Orrick Argues Major Employment-Discrimination Case in U.S. Supreme Court

2 minute read | December.15.2023

  • Orrick Partner Bob Loeb presented oral argument to the U.S. Supreme Court in a major Title VII case, Muldrow v. City of St. Louis. The transcript and audio of the December 6 Supreme Court oral argument are available here.
  • The Court is reviewing whether an employment-discrimination claim about a lateral transfer or assignment can proceed to a jury without any proof of disadvantage resulting from the employment decision. The case may have a significant impact in many discrimination cases in which workers allege they were transferred for discriminatory reasons.
  • Representing the City of St. Louis, Bob argued that Title VII’s text and Supreme Court precedent interpreting that text require a plaintiff to show objective, material harm to make out a Title VII employment-discrimination case against her employer. He explained this harm requirement is “not a high bar, but there must be something more than personal preferences or the particular sensitivities of the employee,” to weed out lawsuits based on trivial grievances and petty slights. He detailed how courts for more than 30 years have properly read the statute to require “a material objective harm, viewed “through the lens of an objective employee, not the frailties of a particular sensitive employee.” He further explained that removing this requirement would open a floodgate of burdensome litigation: “If you open the door to those kind of lawsuits and had no meaningful threshold, the federal courts would become the super-personnel department not just for all private employers but for state governments and for local governments.”
  • At oral argument, counsel for the employee, Brian Wolfman, argued that any action taken by the employer (even the distribution of different color pens) automatically satisfied the harm requirement if the employee claims it was taken based on a protected classification.

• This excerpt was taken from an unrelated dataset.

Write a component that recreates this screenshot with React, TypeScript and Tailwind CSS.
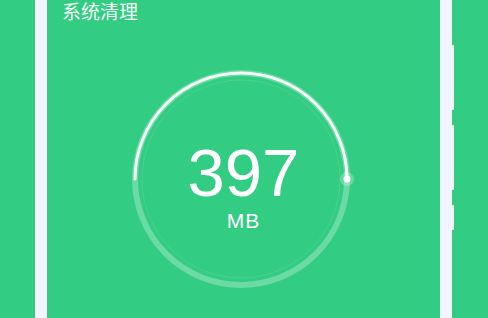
import React from 'react';

const SANS = { fontFamily: '"Liberation Sans", Arial, "Noto Sans CJK SC", sans-serif' };

function Gauge() {
  const c = 115;
  const r = 106;
  return (
    <div className="relative h-[230px] w-[230px]">
      <svg width="230" height="230" viewBox="0 0 230 230" className="absolute inset-0">
        <circle cx={c} cy={c} r={r} fill="none" stroke="white" strokeOpacity="0.28" strokeWidth="6" />
        <circle cx={c} cy={c} r={99} fill="none" stroke="white" strokeOpacity="0.1" strokeWidth="1" />
        <path
          d={`M ${c - r} ${c} A ${r} ${r} 0 0 1 ${c + r} ${c}`}
          fill="none"
          stroke="white"
          strokeOpacity="0.92"
          strokeWidth="3"
          strokeLinecap="round"
        />
        <circle cx={c + r} cy={c} r="7" fill="white" fillOpacity="0.25" />
        <circle cx={c + r} cy={c} r="3.5" fill="white" />
      </svg>
      <div className="absolute inset-0 flex flex-col items-center pt-[76px] pl-[5px] text-white" style={SANS}>
        <span className="text-[67px] leading-[66px]">397</span>
        <span className="mt-[3px] text-[21px] leading-[24px] tracking-[1px]">MB</span>
      </div>
    </div>
  );
}

export default function App() {
  return (
    <div className="flex h-[318px] w-[488px] overflow-hidden bg-[#32cc82]" style={SANS}>
      <div className="w-[35px] shrink-0" />
      <div className="w-[12px] shrink-0 bg-[#f3f5fe]" />
      <div className="flex w-[393px] shrink-0 flex-col">
        <div className="pl-[15px] pt-[1px] text-[19px] leading-[24px] text-[#f2fbf6]">系统清理</div>
        <div className="ml-[79px] mt-[39px]">
          <Gauge />
        </div>
      </div>
      <div className="flex shrink-0">
        <div className="w-[12px] bg-[#f3f5fe]" />
        <div className="flex w-[2px] flex-col">
          <div className="mt-[45px] h-[65px] rounded-r-[1px] bg-[#f3f5fe]" />
          <div className="mt-[15px] h-[65px] rounded-r-[1px] bg-[#f3f5fe]" />
          <div className="mt-[15px] h-[25px] rounded-r-[1px] bg-[#f3f5fe]" />
        </div>
      </div>
      <div className="flex-1" />
    </div>
  );
}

As the National Law Journal reported: Justice Elena Kagan “pressed Muldrow’s attorney on whether eliminating an injury requirement would necessarily render illegal under Title VII those efforts to improve equality in the workplace…. Justice Amy Coney Barrett posed the same question about the legality of efforts to increase diversity.”
  • The stakes are particularly high for police departments, which must routinely reallocate staff to respond to evolving crime patterns, personnel shortages, and other needs of the community and department.
  • Amici filed briefs in support the City included briefs by the National School Boards Association, Chamber of Commerce of the United States of America (joined by the National Federation of Independent Business Small Business Legal Center, Inc., Restaurant Law Center, Inc., and National Retail Federation), sixteen states, and multiple organizations that represent thousands of counties, towns and cities.
  • A decision in the case is expected in the spring of 2024.

In addition to Bob, the Orrick team includes senior counsel Tom Bondy and associates Robbie ManhasJames Flynn, and Zachary Hennessee. Lead counsel for the City of St. Louis is Sheena Hamilton, City Counselor.